In holographic duality, the two mathematical theories (e.g. a string theory in AdS space, and a conformal field theory in flat space of one less dimension) are believed to be alternative descriptions of exactly the same thing.
You might say, but in the most famous example, the AdS space has ten dimensions, and the flat space has four dimensions, how can they be the same thing? The answer is that the boundary-at-infinity of the AdS space only has four dimensions. The activity of the "fields in the flat space" describe the entry and exit of strings from the boundary-at-infinity, into the "center" (the bulk) of the AdS space.

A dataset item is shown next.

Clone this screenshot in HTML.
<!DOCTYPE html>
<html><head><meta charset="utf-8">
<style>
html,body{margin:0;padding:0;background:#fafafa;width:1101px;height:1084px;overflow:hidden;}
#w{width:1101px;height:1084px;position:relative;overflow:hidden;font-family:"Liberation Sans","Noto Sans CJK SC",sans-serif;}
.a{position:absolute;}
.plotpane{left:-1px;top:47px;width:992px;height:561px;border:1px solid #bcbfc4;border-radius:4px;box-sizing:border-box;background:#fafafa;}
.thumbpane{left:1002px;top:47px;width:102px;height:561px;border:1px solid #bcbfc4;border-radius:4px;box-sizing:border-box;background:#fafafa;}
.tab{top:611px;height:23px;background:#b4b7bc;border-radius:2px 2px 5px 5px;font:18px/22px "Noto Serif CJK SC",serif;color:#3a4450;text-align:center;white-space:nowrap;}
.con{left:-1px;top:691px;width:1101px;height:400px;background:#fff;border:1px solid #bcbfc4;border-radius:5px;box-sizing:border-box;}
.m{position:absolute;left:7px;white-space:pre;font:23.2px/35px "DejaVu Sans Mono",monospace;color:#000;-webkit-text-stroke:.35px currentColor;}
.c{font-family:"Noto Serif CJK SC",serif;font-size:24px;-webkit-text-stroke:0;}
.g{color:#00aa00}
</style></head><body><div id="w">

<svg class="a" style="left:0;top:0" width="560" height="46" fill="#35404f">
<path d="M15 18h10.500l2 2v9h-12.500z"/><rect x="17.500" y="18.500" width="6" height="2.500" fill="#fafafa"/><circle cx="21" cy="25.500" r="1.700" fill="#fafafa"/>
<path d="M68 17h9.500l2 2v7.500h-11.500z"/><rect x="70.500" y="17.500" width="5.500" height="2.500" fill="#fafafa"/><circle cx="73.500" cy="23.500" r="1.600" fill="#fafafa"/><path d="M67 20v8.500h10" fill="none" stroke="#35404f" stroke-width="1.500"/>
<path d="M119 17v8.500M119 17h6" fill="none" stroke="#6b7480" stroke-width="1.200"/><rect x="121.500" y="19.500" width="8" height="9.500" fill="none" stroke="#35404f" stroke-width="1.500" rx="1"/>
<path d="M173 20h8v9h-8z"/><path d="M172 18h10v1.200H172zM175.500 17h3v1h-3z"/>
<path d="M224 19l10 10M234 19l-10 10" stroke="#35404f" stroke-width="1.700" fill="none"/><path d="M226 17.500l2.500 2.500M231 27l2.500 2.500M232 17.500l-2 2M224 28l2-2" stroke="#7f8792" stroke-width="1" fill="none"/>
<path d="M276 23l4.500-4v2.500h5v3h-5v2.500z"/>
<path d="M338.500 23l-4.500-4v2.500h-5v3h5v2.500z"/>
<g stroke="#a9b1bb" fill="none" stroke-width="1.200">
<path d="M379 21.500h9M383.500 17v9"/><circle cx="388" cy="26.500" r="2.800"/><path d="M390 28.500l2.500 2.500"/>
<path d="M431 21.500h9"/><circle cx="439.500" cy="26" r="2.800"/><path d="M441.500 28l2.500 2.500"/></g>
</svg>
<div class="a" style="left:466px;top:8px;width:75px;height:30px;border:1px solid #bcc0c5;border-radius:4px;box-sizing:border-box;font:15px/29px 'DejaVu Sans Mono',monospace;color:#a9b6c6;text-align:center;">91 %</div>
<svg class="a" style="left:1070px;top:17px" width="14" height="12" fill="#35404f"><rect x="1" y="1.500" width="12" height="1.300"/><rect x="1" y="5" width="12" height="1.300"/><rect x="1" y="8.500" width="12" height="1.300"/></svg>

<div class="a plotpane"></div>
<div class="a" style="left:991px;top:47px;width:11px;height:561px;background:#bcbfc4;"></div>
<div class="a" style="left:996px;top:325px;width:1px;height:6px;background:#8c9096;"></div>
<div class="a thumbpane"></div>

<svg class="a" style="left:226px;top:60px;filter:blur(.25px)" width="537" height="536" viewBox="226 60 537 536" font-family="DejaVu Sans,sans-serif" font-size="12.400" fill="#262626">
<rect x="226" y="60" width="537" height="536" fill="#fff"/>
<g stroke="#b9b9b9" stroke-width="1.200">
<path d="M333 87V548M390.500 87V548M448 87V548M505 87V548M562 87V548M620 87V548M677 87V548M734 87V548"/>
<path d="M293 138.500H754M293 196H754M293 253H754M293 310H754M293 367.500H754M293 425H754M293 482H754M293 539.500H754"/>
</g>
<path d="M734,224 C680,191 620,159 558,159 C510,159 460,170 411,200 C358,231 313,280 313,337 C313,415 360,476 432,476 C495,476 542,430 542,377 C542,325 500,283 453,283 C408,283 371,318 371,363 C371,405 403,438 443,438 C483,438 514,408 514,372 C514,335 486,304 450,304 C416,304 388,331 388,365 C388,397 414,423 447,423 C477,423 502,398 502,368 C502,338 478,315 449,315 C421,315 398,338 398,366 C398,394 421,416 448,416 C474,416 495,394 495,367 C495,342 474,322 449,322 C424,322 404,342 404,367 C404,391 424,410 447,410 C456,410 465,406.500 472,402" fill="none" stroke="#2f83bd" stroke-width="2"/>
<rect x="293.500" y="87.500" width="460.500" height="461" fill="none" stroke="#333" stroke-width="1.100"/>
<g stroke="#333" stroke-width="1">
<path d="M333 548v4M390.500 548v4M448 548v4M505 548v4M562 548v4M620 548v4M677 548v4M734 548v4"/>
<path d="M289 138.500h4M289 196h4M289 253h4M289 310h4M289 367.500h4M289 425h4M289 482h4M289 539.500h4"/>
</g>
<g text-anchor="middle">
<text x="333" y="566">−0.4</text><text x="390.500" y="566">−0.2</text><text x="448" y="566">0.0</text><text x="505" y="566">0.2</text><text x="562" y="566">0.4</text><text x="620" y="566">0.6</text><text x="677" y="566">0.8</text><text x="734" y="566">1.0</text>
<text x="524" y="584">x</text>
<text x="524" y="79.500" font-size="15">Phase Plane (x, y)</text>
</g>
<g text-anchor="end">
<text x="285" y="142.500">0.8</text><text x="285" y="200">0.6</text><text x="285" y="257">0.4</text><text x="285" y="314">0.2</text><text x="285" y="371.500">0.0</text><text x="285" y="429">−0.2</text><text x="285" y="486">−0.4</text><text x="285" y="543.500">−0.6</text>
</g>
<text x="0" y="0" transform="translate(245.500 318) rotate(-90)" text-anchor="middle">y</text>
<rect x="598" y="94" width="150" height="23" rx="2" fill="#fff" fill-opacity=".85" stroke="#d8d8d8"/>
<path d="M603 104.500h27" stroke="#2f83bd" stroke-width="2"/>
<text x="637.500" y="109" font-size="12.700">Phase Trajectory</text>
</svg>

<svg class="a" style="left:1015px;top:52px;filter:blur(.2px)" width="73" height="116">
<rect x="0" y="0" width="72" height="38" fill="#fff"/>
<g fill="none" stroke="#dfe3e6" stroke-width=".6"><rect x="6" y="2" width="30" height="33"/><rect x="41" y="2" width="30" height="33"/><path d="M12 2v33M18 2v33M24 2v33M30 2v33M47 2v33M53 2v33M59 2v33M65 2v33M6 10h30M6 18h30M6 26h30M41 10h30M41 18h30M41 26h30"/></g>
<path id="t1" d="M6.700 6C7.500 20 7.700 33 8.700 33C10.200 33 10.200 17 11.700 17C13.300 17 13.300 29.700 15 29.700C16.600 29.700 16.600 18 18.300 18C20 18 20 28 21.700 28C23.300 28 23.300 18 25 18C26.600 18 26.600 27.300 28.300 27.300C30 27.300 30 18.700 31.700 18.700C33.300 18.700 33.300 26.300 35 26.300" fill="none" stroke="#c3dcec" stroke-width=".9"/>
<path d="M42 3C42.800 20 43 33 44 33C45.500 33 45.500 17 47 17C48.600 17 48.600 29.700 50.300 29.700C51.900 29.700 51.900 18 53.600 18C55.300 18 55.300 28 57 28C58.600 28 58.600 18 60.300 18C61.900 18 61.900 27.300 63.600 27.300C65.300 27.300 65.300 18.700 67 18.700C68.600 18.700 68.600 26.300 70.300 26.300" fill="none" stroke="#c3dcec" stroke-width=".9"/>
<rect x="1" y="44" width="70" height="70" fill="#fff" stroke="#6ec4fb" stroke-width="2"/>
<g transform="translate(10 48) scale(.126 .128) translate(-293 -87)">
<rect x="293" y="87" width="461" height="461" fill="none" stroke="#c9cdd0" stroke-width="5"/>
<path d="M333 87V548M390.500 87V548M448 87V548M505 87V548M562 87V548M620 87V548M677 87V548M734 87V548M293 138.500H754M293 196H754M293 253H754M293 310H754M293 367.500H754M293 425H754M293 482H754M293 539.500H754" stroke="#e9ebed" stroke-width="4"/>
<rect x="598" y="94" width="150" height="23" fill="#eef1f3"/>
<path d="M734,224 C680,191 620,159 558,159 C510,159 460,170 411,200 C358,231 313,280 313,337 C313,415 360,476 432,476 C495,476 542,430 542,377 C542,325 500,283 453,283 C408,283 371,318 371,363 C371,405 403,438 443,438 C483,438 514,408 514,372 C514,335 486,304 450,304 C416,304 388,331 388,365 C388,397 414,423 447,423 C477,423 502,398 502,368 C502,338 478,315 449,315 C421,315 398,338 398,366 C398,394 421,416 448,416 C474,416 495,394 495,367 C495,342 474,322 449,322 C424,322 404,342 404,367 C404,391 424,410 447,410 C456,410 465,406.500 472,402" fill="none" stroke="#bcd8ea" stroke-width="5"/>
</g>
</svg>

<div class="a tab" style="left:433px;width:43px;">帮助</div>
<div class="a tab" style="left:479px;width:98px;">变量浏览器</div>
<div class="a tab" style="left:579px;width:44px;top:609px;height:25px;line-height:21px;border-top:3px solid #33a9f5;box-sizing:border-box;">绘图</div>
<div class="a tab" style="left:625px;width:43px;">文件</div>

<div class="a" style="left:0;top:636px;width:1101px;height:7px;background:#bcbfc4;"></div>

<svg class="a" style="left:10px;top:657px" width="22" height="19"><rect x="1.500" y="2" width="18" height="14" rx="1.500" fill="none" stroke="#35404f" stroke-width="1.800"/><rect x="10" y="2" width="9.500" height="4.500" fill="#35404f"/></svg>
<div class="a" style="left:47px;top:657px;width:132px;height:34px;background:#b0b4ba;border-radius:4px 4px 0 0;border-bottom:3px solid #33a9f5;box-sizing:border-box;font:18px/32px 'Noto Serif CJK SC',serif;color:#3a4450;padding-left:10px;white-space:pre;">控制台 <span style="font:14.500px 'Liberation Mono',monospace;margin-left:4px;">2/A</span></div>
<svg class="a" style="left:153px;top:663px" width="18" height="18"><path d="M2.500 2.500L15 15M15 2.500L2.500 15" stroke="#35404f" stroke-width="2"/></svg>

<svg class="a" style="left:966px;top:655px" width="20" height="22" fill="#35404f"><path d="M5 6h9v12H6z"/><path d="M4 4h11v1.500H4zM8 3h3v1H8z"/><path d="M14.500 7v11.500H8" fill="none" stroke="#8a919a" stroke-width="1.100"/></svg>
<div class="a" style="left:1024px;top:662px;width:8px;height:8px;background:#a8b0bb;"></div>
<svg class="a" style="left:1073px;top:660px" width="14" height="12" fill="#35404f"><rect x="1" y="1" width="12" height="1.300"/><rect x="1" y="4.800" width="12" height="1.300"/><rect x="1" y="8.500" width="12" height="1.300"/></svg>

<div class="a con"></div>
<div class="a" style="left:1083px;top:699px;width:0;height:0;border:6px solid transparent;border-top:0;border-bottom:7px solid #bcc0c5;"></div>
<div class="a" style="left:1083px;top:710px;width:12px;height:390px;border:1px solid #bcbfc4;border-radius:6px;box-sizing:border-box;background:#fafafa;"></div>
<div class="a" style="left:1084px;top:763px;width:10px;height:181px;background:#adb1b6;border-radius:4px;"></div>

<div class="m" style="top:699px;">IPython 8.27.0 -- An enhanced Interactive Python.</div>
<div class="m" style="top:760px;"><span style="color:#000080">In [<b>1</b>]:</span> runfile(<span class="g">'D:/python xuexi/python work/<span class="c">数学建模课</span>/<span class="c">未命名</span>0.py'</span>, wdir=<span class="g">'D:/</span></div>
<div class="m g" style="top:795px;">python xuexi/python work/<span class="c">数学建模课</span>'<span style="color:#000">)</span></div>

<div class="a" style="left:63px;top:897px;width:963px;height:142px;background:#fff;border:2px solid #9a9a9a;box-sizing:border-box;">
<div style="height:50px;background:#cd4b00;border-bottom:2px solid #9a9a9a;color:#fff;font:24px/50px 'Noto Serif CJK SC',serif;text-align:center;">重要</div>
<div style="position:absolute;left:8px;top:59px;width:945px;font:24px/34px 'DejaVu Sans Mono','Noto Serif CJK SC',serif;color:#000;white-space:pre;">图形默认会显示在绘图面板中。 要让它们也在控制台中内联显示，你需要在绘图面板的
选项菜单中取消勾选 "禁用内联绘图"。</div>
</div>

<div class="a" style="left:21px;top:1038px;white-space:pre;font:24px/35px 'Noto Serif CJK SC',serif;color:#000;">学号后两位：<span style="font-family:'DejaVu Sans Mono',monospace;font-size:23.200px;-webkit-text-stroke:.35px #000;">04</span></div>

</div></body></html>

From the perspective of the four-dimensional theory, the radial direction of the AdS space corresponds to the size of objects in the field theory. The larger an object is in the four dimensions, the deeper it is in a fifth dimension of AdS space. So the four-dimensional view is (metaphorically) like many slices of five dimensions, that have then been superimposed on each other.

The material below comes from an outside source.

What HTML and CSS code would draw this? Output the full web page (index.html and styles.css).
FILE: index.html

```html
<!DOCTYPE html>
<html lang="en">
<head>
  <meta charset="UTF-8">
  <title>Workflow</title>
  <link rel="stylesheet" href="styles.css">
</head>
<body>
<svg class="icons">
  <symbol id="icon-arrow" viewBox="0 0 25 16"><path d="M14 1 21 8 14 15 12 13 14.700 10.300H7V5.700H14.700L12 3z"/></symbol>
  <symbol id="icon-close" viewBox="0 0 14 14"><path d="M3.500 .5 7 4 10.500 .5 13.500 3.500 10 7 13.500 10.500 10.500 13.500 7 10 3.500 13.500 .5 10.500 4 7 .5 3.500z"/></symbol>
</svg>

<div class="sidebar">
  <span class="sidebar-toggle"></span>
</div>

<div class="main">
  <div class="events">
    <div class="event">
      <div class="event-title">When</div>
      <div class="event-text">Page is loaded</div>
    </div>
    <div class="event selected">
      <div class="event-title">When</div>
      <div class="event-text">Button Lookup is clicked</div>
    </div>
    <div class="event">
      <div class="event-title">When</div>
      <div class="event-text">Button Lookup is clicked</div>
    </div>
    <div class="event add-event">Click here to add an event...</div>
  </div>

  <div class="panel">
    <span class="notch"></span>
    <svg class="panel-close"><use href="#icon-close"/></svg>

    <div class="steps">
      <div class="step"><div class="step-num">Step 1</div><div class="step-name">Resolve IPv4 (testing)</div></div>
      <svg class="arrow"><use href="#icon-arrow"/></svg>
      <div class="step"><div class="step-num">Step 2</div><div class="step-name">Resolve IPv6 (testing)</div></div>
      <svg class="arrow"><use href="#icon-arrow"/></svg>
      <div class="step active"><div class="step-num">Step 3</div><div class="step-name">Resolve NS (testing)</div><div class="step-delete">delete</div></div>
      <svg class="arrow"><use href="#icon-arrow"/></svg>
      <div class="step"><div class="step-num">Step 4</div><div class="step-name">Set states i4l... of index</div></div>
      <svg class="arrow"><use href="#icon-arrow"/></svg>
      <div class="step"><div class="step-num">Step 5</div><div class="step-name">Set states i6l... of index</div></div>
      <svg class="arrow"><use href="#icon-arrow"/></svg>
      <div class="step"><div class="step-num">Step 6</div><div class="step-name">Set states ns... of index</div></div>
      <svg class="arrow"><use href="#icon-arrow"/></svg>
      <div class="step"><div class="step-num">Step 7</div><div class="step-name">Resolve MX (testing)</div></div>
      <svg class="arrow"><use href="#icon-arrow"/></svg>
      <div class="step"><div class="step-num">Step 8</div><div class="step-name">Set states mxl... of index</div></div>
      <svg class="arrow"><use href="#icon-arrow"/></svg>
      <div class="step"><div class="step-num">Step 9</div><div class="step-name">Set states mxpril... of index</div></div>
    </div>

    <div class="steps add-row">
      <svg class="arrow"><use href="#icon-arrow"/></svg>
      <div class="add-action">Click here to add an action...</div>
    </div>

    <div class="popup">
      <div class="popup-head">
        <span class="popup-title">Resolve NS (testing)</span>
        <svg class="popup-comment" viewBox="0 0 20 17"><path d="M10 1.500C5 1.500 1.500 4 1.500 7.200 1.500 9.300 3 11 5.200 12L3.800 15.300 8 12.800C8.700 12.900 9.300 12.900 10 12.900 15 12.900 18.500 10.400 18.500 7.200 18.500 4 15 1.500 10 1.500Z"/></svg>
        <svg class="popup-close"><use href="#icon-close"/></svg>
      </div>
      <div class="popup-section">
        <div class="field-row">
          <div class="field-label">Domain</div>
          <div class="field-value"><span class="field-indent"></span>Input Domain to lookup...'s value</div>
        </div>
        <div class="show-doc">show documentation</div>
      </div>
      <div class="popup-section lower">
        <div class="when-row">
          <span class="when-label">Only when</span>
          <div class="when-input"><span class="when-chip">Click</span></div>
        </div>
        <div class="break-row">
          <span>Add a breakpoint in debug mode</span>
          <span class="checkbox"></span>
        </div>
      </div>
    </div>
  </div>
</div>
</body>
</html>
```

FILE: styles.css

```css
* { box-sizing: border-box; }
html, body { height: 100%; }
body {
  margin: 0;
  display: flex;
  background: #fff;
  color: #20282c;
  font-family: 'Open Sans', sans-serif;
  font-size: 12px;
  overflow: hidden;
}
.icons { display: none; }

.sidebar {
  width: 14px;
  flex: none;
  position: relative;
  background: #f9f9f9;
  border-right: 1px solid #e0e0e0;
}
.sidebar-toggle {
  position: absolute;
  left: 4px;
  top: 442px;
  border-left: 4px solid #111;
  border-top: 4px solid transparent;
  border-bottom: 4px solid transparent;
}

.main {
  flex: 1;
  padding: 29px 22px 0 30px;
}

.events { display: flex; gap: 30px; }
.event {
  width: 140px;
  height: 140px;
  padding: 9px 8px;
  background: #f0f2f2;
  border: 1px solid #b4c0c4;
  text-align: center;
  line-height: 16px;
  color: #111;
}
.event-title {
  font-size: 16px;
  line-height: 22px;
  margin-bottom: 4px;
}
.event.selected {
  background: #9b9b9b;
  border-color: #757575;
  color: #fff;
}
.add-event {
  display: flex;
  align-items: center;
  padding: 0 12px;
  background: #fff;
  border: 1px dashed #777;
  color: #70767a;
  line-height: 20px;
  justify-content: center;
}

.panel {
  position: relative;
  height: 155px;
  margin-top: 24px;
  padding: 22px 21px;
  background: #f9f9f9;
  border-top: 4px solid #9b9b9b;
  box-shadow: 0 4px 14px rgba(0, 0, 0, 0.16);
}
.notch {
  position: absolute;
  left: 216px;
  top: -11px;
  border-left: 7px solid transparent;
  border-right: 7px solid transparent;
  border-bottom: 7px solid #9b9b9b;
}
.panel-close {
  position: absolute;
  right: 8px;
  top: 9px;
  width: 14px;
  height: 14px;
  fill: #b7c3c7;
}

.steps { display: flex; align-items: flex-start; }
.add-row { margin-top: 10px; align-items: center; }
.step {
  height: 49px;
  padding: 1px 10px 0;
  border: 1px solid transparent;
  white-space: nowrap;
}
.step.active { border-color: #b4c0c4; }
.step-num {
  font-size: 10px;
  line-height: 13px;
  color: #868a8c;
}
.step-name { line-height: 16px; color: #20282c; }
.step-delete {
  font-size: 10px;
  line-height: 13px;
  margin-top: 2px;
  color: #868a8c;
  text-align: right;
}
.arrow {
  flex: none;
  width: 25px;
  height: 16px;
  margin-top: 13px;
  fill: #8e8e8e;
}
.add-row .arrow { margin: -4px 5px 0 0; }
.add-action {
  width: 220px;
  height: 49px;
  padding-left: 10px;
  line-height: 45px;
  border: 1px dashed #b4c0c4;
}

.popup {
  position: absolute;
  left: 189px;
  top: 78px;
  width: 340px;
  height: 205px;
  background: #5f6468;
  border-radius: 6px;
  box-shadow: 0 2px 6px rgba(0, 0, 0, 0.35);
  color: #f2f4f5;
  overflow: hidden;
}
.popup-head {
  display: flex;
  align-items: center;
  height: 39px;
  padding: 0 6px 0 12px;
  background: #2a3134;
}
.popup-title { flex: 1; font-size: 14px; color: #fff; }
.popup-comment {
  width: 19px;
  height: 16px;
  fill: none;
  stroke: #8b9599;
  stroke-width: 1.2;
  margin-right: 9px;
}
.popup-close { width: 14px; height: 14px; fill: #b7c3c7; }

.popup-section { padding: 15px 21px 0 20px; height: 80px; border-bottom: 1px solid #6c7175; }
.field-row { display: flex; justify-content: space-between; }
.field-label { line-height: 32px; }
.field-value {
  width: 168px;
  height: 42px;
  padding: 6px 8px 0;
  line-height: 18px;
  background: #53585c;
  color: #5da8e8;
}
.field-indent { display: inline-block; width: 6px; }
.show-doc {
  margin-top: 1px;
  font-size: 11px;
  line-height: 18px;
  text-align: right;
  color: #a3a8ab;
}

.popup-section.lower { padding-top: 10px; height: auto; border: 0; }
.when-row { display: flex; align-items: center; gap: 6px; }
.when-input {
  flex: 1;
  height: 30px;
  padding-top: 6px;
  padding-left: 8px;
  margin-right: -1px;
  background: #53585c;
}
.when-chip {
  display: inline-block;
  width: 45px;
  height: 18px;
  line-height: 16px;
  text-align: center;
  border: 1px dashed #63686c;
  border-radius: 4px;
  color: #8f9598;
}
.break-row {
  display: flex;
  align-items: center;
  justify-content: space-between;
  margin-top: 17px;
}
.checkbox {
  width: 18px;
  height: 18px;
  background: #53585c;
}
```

So that's five out of the ten dimensions. The other five dimensions are closed on themselves, and correspond to field strengths in the four dimensions, in a way that I am a little unsure about.
The actual way that four dimensions corresponds to ten dimensions is still a little mysterious - not all the details are worked out. The duality itself was guessed by Maldacena (in this paper) after he studied four-dimensional black holes in ten-dimensional string theory. It seemed like the inside of the black hole should be described in two ways, one four-dimensional, the other ten-dimensional. Mathematical equivalence is not absolutely proven, but it has passed every test (when you calculate two things in the different frameworks, that should be equal, they come out equal).